The story probably is the weakest part of the game. The land, the pyramids, and Alexandria are the strongest. The skill tree has a lot of dead wood. There are a few skills that are super effective (like bulletarrow time bow or sleeping darts), which means there is really no point using or even investing in other skills.

Interesting. I’ve never seen anyone wiggle about. I’m playing on an Xbox Series X, so maybe that got cut from the Console versions in an attempt to save available performance for something else on the base consoles.

I heard that there was no point in leveling up for the ending fights, because the end takes place in modern times anyway. True? Or am I getting my Assassin’s Creed games mixed up.

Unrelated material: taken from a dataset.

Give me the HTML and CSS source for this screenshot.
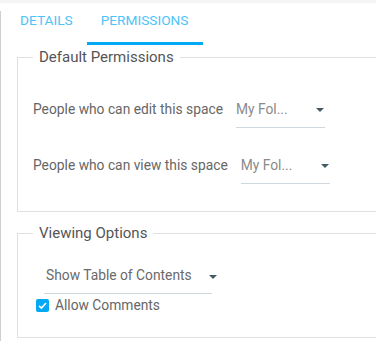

I was definitely having a good time with it, and it certainly looked nice, but I’ve switched over completely to playing Cyberpunk 2077 at least for now.

Yeah, don’t have a console, so can’t add to the info on that. On the PC it can be really subtle, depending on how the bodies are positioned. Not helped by the fact that the geometry often causes corpses to flop and wiggle even when they are dead.

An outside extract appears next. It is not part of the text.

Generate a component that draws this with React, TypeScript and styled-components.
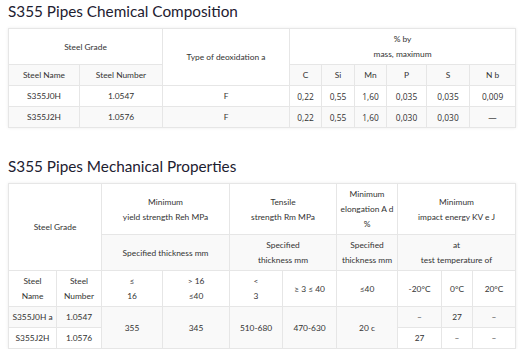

I do not know if there is super secret ending, but the normal ending looks like it is in the past, after all the targets are crossed off.

So I finally finished the plot of Origins today after 5 years+ of owning it. Pretty good story, I thought. Bayek is one of my favorite protagonists, too.

Surprised there wasn’t some long credits sequence at the end (which was the one that did that and even had the gall to make it unskippable?). I have both DLCs but didn’t start either. I take it that if I’m under-leveled for them the game boosts you as necessary.

Mine too! I just adore him so. Reminds me, I should try and finish it too.